Here is the graph with the SSN on inverted right hand scale

UAH.gif
Reply to  Vuk
September 2, 2021 10:43 am

Vuk – sea surface temperatures are saltatory but generally don’t follow SSN. The jumps are usually of 6-8 years.

Vuk
Reply to  Vuk
September 1, 2021 3:01 pm

Additional comment:
As the SC25 progresses towards its maximum extrapolation would suggest that during the next 5-6 years the global UAH should fall or at least not rise much from the current values.

Chris Hanley
September 1, 2021 3:16 pm

There is a wide divergence in the GAT trend estimates since 1979 the beginning of the satellite record, UAH is the closest to the global SST trend.

Richard M
Reply to  Chris Hanley
September 1, 2021 5:10 pm

Not only is UAH trend almost exactly the same. The temperature swings align very nicely with the SST data. The UAH data lags by about 4-6 months.

https://woodfortrees.org/plot/uah6/from:1979/to/plot/uah6/from:1979/to/trend/plot/hadsst3gl/from:1979/to/offset:-0.35/plot/hadsst3gl/from:1979/to/offset:-0.35/trend

This demonstrates that it is the oceans driving the atmosphere as most scientists always assumed until the climate cult appeared.

bdgwx
Reply to  Richard M
September 2, 2021 6:09 pm

It is an a peculiar observation. UAH says land is warming 50% faster than the ocean while at the same time the UAH trend matches the SST trends.

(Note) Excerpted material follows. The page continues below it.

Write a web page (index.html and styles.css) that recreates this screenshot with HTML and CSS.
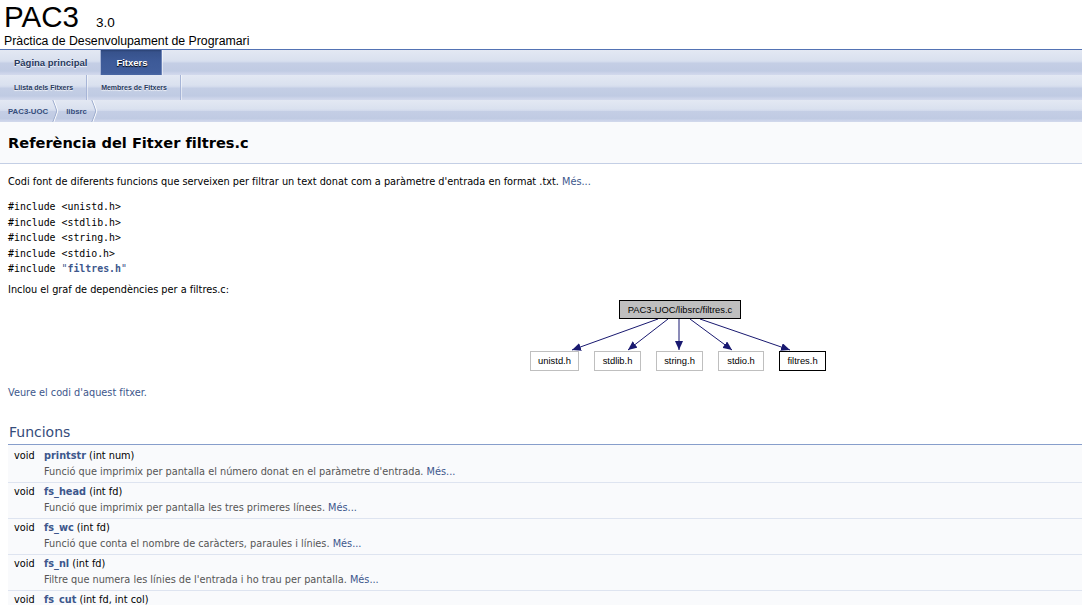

September 2, 2021 10:34 am

New research by Will Happer and William van Wijngaarden on saturation of the “greenhouse effect” – more sophisticated than previous such studies – could “ki11 the climate emergency”:

https://tallbloke.wordpress.com/2021/09/01/greenhouse-saturation-research-could-kill-the-climate-emergency/

September 2, 2021 11:56 am

I’m a bit confused. Aren’t we continually told that global warming is accelerating, that it’s controlled by CO2 levels, sea level rise is accelerating, you know the drill?
If all that is true, shouldn’t I (a mere reader of all that tripe, not a climate ‘expert’) expect the linear warming trend from 1979 go _up_ over time, not down?
As the starting point for that trend line seems fixed at 1979, doesn’t any downwards change in the trend indicate that the rate of warming _isn’t_ accelerating, and as time goes on that the trend will get ever-more immune to short-term cooling periods?
When I see those graphs of CO2 in the atmosphere, I see the curve getting ever-steeper, so if CO2 is the control knob, shouldn’t I expect the trend line to go up?

bdgwx
Reply to  Chris Nisbet
September 2, 2021 5:42 pm

Climate science says that global warming/cooling of the atmosphere is controlled by agents that perturb the planetary energy imbalance and all agents the modulate the transfer of energy to/from the atmosphere, hydrosphere, cryosphere, and land. CO2 is but one among many agents that are in play.

An acceptable method for determining the rate of change of the trend is to do an exponential regression and seeing if the x^2 term is positive or negative. The x^1 term can decrease even though the x^2 term remains positive. For the UAH dataset the x^2 term is very slightly positive. It is low enough that we can just call it neutral.

Regarding CO2 and the trendline…the answer no because as explained above CO2 is not the only thing that modulates the temperature in the lower troposphere. The only thing increasing CO2 does is yield a positive radiative force. But the heat uptake of the climate system and eventually the atmosphere is dictated by the net of all agents that yield radiative forcings. For example, if CO2 is caused +1.0 W/m2 of RF and aerosols produced -1.0 W/m2 of RF then the net RF, assuming all other things remain equal, is 0 W/m2. Furthermore, even if the net RF were positive that accumulated energy could be getting buffered somewhere other than the atmosphere like the cryosphere.

Tom Abbott
Reply to  bdgwx
September 2, 2021 7:55 pm

I can’t find anything in there to disagree with. 🙂

Bill Everett
Reply to  Tom Abbott
September 3, 2021 6:04 am

The last thirty year warming period ended about 2004. Since that time there is an obvious flattening of the temperature curve. Much is made of the increased temperature reading of 2016 but the temperature readings of 2008 and 2012 are further below the 2004 reading than the reading for 2016 is above the 2004 reading. The most recent temperature reading is lower than the 2004 reading. Thus, there is no indication of rising temperatures but rather strong reinforcement for the assessment that a period of pause in warming is happening.

bdgwx
Reply to  Bill Everett
September 3, 2021 10:16 am

Exponential regression says the x^2 term is slightly positive. It’s not positive enough to say the UAH warming trend is accelerating, but it’s definitely not decelerating.

Bill Everett
Reply to  bdgwx
September 4, 2021 6:57 am

My eyes and the temperature record going back to the 1880’s tell me that we are in the middle of a pause period that began around 2004 and will last for about thirty years, exponential regression or not.

bdgwx
Reply to  Bill Everett
September 4, 2021 7:04 am

The pause may extend for several more years, but I don’t see how it can extend for 30 years given the +0.8 W/m2 planetary energy imbalance.